* _Stored data_:
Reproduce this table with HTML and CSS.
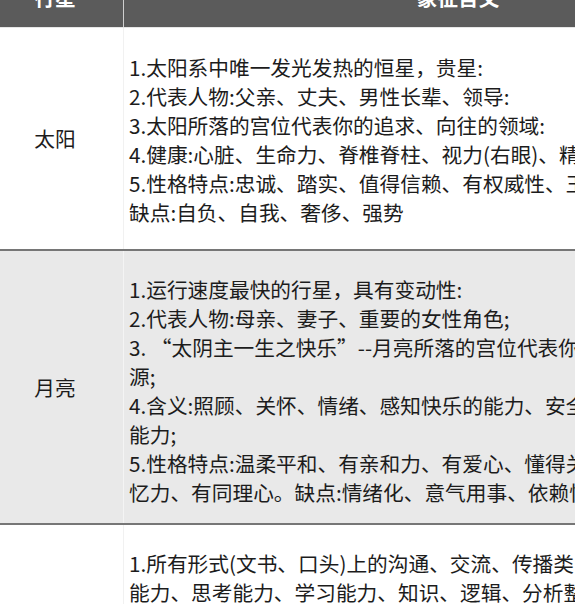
FILE: index.html
```html
<!DOCTYPE html>
<html lang="zh-CN">
<head>
<meta charset="utf-8">
<title>行星象征含义</title>
<link rel="stylesheet" href="styles.css">
</head>
<body>
<div class="viewport">
  <table class="planets">
    <thead>
      <tr>
        <th class="col-name">行星</th>
        <th class="col-desc">象征含义</th>
      </tr>
    </thead>
    <tbody>
      <tr class="row row-sun">
        <td class="name">太阳</td>
        <td class="desc">1.太阳系中唯一发光发热的恒星，贵星:<br>2.代表人物:父亲、丈夫、男性长辈、领导:<br>3.太阳所落的宫位代表你的追求、向往的领域:<br>4.健康:心脏、生命力、脊椎脊柱、视力(右眼)、精力;<br>5.性格特点:忠诚、踏实、值得信赖、有权威性、王者风范、自信、慷慨。<br>缺点:自负、自我、奢侈、强势</td>
      </tr>
      <tr class="row row-moon alt">
        <td class="name">月亮</td>
        <td class="desc">1.运行速度最快的行星，具有变动性:<br>2.代表人物:母亲、妻子、重要的女性角色;<br>3. “太阴主一生之快乐”--月亮所落的宫位代表你的快乐来<br>源;<br>4.含义:照顾、关怀、情绪、感知快乐的能力、安全感、适应环境的<br>能力;<br>5.性格特点:温柔平和、有亲和力、有爱心、懂得关心他人、有很好的记<br>忆力、有同理心。缺点:情绪化、意气用事、依赖性强。</td>
      </tr>
      <tr class="row row-mercury">
        <td class="name">水星</td>
        <td class="desc">1.所有形式(文书、口头)上的沟通、交流、传播类的事物，表达<br>能力、思考能力、学习能力、知识、逻辑、分析整理能力;<br>2.代表人物:兄弟姐妹、同学、邻居、中介;<br>3.水星所落的宫位代表你的思维方式与沟通领域;<br>4.性格特点:聪明、机智、灵活、好奇心强。</td>
      </tr>
    </tbody>
  </table>
</div>
</body>
</html>
```

FILE: styles.css
```css
html, body {
  margin: 0;
  padding: 0;
  background: #ffffff;
}

body {
  font-family: "Noto Sans CJK SC", "Microsoft YaHei", "Noto Sans", sans-serif;
  color: #1c1c1c;
  overflow: hidden;
}

.viewport {
  width: 575px;
  height: 604px;
  overflow: hidden;
}

.planets {
  border-collapse: collapse;
  width: 804px;
  margin-top: -33px;
  margin-left: -13px;
  table-layout: fixed;
  font-size: 20.7px;
  line-height: 29px;
}

.planets th {
  background: #5b5b5b;
  color: #ffffff;
  font-weight: 700;
  height: 60px;
  padding: 0;
  text-align: center;
  vertical-align: middle;
  border-bottom: 1px solid #e6e6e6;
}

.col-name {
  width: 136px;
  border-right: 1px solid #cfcfcf;
}

.col-desc {
  width: 668px;
}

.row + .row td {
  border-top: 2px solid #767676;
}

.alt td {
  background: #e9e9e9;
}

.name {
  text-align: center;
  vertical-align: middle;
  padding: 0;
  border-right: 1px solid #f1f1f1;
}

.alt .name {
  border-right-color: #f4f4f4;
}

.desc {
  vertical-align: top;
  white-space: nowrap;
  padding: 24px 0 22px 5px;
}

.row-sun .desc {
  padding-top: 25px;
}

.row-moon .desc {
  padding-bottom: 16px;
}
```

* _Short problem_: From the material above, gather all lines that include the string "table" and copy them.

* _Reply to the exercise_:
Reproduce this table with HTML and CSS.
  <table class="planets">
  </table>
  table-layout: fixed;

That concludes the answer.